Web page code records
** start **
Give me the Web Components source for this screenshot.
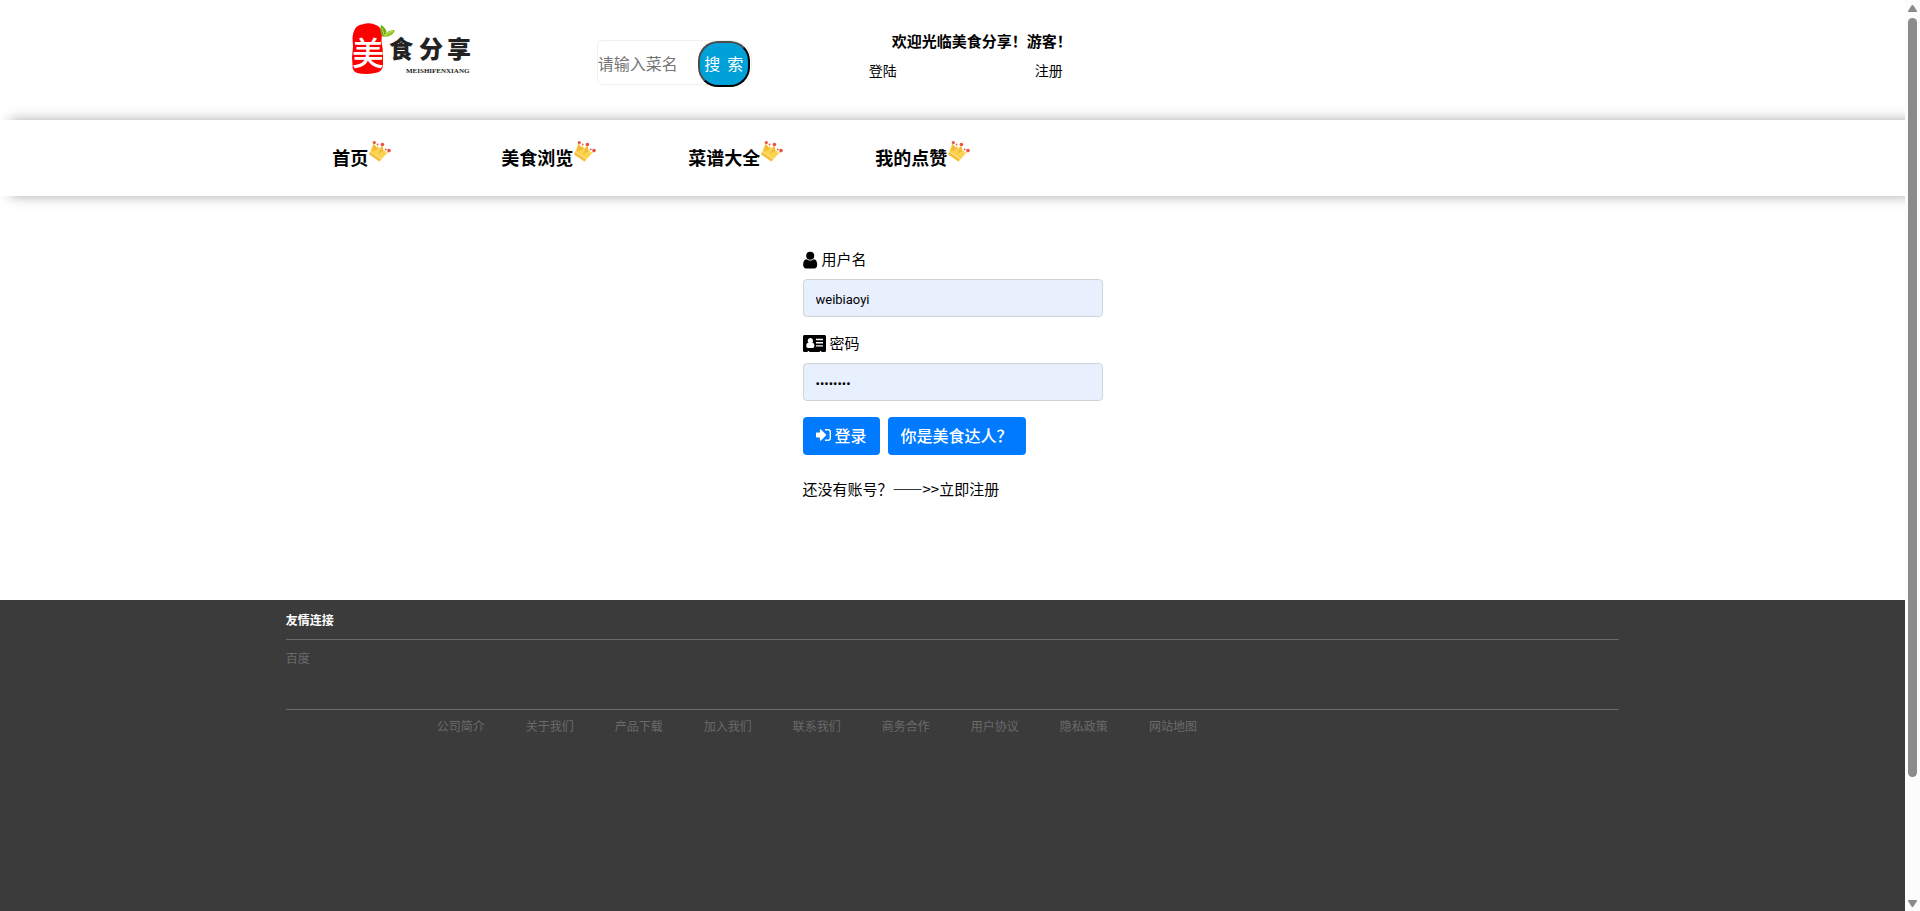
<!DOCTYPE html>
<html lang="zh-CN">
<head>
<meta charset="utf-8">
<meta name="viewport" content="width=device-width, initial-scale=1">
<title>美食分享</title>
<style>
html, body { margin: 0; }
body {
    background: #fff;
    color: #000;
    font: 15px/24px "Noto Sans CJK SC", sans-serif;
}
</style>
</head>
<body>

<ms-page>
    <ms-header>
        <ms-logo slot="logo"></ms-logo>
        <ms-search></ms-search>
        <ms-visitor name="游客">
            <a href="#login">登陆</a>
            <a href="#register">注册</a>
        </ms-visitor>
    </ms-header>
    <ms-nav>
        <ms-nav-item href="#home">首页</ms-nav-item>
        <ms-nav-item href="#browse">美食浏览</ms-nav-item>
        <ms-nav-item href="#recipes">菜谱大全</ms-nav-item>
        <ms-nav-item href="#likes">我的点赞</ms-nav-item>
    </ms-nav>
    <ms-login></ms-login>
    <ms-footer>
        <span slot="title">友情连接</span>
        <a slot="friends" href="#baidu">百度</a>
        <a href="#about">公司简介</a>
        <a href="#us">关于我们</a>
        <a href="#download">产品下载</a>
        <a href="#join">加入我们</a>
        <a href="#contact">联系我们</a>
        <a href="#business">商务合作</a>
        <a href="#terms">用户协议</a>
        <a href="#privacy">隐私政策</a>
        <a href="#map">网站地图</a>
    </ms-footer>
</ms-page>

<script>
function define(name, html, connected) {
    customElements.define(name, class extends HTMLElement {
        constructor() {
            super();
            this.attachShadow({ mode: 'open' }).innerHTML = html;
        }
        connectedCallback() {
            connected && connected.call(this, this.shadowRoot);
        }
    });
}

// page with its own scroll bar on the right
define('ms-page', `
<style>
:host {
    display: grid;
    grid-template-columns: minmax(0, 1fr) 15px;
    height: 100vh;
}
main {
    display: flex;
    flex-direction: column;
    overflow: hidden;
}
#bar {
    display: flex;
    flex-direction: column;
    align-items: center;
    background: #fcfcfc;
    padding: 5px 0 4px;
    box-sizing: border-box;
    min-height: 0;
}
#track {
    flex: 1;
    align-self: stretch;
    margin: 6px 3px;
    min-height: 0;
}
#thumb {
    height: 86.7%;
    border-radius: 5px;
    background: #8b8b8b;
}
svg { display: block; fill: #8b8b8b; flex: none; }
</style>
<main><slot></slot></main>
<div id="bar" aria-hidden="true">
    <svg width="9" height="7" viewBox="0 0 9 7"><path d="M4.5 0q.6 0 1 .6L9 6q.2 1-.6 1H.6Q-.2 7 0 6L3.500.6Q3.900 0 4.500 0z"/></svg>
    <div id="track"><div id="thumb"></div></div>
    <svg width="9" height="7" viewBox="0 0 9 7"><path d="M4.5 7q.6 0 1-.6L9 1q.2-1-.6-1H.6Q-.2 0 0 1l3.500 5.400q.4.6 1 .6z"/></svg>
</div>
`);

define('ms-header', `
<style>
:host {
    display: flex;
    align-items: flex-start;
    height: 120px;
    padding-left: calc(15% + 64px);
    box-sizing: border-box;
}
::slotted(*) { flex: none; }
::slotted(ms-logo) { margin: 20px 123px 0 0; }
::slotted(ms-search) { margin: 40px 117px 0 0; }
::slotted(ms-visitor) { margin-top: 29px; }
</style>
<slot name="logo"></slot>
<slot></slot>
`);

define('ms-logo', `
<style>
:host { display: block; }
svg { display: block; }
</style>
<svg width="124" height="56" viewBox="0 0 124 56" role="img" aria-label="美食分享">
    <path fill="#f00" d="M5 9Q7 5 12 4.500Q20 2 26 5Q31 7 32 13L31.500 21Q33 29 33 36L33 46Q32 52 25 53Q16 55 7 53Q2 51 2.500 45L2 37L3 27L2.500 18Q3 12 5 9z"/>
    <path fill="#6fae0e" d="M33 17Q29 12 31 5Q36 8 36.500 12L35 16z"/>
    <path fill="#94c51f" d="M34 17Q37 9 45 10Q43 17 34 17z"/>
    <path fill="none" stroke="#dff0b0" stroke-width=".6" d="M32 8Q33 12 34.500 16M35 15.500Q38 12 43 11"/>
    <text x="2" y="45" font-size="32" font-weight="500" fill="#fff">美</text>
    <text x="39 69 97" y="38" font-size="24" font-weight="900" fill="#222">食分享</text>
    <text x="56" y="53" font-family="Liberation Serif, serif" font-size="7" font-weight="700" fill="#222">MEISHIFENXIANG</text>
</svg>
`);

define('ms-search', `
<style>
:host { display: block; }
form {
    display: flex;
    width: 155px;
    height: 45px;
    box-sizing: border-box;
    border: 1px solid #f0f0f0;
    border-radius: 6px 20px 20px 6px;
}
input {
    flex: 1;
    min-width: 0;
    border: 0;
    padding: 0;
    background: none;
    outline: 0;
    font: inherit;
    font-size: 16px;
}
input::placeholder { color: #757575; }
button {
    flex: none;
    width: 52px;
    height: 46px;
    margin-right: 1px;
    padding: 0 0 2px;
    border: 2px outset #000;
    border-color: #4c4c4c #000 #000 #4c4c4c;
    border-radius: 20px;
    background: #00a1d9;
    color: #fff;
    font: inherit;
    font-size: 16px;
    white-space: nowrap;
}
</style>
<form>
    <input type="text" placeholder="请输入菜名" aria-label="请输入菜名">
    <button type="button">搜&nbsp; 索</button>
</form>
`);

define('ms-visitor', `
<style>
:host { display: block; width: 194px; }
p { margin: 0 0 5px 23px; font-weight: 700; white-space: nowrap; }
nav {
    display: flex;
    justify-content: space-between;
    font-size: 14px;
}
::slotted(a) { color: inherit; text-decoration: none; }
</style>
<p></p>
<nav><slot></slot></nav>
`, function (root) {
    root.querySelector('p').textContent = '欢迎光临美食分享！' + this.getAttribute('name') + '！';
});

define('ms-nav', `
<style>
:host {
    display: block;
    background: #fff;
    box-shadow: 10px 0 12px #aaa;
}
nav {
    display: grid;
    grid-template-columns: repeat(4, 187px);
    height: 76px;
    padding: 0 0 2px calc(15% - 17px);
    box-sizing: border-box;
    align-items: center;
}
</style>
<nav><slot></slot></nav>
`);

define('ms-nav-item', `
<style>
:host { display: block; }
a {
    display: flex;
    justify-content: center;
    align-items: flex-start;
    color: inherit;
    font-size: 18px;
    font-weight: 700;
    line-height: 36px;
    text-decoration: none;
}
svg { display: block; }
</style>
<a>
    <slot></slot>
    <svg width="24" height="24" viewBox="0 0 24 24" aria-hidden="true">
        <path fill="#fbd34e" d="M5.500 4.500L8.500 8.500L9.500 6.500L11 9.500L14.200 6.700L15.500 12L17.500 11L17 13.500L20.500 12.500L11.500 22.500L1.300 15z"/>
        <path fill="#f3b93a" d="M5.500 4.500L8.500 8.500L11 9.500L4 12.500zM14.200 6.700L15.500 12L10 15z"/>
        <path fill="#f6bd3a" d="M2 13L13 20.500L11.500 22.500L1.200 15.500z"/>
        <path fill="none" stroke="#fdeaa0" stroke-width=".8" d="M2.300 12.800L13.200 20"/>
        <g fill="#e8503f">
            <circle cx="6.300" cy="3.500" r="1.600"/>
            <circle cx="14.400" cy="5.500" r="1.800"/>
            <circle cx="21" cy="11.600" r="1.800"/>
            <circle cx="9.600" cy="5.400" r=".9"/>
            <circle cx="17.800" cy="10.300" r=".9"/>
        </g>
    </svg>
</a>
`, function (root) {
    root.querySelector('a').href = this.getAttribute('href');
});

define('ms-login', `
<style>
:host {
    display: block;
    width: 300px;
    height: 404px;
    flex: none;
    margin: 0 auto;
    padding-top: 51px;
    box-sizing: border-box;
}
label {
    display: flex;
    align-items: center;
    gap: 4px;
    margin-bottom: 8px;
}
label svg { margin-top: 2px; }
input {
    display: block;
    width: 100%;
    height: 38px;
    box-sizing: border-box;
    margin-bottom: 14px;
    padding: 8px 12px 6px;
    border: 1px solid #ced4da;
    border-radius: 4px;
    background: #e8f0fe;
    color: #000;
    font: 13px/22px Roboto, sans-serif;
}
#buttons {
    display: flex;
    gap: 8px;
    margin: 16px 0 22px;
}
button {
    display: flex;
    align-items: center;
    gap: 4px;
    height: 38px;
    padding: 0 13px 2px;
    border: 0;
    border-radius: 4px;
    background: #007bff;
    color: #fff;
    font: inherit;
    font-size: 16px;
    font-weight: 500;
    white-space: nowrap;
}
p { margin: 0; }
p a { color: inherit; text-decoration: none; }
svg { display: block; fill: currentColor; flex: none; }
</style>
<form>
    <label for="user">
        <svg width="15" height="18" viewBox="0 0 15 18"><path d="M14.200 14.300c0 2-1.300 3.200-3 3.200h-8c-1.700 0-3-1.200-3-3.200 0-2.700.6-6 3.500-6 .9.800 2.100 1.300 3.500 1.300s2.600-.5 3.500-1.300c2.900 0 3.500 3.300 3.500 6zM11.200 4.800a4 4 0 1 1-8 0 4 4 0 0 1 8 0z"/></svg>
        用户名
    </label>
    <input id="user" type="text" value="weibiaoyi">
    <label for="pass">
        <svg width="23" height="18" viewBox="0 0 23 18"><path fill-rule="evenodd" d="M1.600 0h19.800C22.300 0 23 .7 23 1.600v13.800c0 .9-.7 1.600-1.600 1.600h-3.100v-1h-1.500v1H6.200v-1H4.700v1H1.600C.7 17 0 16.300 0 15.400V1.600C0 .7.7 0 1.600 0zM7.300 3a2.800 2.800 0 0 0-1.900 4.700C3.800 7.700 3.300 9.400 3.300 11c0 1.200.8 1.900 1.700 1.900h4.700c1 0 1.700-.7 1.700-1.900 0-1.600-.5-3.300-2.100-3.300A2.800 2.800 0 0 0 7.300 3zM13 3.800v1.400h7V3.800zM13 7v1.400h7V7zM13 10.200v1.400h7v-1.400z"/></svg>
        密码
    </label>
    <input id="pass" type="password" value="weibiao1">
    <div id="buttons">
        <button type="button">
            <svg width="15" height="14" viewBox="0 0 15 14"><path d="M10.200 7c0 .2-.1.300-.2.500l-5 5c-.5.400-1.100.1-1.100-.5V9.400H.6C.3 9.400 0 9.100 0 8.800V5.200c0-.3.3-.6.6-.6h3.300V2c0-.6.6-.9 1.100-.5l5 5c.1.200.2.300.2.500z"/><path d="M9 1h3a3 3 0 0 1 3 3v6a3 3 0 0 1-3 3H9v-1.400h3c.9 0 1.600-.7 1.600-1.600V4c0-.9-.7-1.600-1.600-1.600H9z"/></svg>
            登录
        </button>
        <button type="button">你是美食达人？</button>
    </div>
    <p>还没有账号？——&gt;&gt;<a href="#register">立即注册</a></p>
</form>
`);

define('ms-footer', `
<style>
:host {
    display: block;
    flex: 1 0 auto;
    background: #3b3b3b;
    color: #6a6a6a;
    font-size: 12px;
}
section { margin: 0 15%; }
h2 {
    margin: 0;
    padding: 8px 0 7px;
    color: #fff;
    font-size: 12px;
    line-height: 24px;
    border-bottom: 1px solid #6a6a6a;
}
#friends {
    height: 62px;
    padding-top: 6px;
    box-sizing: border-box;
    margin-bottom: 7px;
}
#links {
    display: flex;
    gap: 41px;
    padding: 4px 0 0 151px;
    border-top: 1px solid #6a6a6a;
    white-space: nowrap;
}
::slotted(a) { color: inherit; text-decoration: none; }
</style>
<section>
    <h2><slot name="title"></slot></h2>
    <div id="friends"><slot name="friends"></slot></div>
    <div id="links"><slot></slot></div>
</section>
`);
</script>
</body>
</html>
** end **
** start **
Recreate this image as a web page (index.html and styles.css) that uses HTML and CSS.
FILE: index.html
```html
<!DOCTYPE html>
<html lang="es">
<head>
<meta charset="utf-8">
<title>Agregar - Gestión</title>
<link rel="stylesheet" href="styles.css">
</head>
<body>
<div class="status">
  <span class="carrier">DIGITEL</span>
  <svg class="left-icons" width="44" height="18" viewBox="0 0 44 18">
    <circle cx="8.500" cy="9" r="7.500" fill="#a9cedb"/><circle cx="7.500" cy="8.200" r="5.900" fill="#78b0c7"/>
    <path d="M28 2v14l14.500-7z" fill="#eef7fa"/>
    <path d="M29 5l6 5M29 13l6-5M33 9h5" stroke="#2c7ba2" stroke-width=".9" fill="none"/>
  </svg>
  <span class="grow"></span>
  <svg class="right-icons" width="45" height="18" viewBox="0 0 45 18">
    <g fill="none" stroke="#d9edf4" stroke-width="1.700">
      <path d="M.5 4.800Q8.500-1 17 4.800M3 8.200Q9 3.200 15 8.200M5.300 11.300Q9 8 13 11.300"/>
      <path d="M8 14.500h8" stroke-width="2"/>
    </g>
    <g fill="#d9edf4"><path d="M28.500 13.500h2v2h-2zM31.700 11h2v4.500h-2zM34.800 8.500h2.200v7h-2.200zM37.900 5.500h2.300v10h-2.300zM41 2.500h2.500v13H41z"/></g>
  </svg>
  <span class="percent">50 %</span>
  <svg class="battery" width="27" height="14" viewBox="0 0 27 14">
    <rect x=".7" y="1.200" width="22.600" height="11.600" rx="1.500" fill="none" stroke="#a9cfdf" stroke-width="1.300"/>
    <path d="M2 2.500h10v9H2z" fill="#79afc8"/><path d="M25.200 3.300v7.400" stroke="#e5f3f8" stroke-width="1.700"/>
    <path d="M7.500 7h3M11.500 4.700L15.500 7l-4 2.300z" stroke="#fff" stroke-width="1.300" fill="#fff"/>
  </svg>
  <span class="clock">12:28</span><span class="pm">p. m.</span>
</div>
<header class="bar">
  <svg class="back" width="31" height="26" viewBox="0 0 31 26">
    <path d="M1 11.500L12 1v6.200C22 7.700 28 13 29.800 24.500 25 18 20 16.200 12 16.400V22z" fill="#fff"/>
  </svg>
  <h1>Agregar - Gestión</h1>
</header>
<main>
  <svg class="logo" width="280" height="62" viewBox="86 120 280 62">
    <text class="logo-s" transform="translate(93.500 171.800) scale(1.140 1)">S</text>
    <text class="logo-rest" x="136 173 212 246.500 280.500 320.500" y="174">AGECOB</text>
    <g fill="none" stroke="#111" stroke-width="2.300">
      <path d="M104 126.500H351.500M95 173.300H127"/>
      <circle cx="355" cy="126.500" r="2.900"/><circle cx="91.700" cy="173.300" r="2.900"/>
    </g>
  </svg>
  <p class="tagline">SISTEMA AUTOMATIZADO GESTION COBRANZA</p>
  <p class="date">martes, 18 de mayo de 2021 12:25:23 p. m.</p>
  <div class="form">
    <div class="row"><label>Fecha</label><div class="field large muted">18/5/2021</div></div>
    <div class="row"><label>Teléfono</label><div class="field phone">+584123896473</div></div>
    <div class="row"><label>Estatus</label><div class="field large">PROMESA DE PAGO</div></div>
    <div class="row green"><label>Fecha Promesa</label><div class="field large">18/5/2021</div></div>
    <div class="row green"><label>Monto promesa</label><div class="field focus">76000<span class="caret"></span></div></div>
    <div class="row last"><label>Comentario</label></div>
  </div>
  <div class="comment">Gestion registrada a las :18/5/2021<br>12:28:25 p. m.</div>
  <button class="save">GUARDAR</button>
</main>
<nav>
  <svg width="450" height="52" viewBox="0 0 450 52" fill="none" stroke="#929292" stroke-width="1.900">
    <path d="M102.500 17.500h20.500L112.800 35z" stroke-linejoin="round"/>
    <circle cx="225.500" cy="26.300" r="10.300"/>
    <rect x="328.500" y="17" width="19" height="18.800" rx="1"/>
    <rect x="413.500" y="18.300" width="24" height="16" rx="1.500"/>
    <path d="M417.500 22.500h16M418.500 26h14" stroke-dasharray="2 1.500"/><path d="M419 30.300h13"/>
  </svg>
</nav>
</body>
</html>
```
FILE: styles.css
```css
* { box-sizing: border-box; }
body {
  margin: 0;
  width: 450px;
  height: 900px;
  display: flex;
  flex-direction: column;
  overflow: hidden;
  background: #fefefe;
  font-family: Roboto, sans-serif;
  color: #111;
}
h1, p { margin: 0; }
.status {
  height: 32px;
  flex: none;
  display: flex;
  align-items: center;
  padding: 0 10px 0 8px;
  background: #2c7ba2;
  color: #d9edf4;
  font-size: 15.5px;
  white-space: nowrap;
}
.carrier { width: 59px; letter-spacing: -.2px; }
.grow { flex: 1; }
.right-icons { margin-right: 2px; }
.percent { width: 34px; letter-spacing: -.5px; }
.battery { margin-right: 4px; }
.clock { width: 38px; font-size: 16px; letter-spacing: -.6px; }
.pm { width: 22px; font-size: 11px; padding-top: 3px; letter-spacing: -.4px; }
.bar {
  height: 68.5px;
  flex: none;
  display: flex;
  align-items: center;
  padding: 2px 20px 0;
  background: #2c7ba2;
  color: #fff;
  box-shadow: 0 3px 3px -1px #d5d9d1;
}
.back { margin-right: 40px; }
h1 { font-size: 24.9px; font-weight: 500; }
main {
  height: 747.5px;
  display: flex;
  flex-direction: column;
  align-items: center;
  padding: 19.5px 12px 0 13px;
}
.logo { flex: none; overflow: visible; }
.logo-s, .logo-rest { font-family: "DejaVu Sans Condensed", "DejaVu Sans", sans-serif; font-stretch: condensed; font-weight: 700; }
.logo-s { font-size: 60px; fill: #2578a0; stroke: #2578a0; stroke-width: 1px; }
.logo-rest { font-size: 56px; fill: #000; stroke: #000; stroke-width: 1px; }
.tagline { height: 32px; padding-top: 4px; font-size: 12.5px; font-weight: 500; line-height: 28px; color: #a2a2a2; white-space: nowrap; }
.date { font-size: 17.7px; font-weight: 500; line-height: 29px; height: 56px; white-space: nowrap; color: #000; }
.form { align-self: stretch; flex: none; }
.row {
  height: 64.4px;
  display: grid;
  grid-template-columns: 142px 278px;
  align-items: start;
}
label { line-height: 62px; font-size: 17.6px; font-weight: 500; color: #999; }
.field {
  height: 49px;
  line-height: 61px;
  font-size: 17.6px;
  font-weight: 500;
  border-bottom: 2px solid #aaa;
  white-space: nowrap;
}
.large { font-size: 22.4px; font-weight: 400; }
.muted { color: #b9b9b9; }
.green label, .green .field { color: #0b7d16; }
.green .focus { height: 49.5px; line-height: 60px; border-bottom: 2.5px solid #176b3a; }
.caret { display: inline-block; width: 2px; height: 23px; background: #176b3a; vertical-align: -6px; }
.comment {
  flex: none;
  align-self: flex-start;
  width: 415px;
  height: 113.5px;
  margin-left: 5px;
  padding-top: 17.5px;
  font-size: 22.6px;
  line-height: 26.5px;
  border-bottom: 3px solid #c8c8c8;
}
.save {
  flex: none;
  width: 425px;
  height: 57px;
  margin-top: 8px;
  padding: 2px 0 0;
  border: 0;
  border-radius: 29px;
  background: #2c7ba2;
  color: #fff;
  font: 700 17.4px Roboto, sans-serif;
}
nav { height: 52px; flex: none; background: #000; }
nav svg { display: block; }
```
** end **
In the listing above, how many lines hold the word "this"? Give the number and nothing more.

6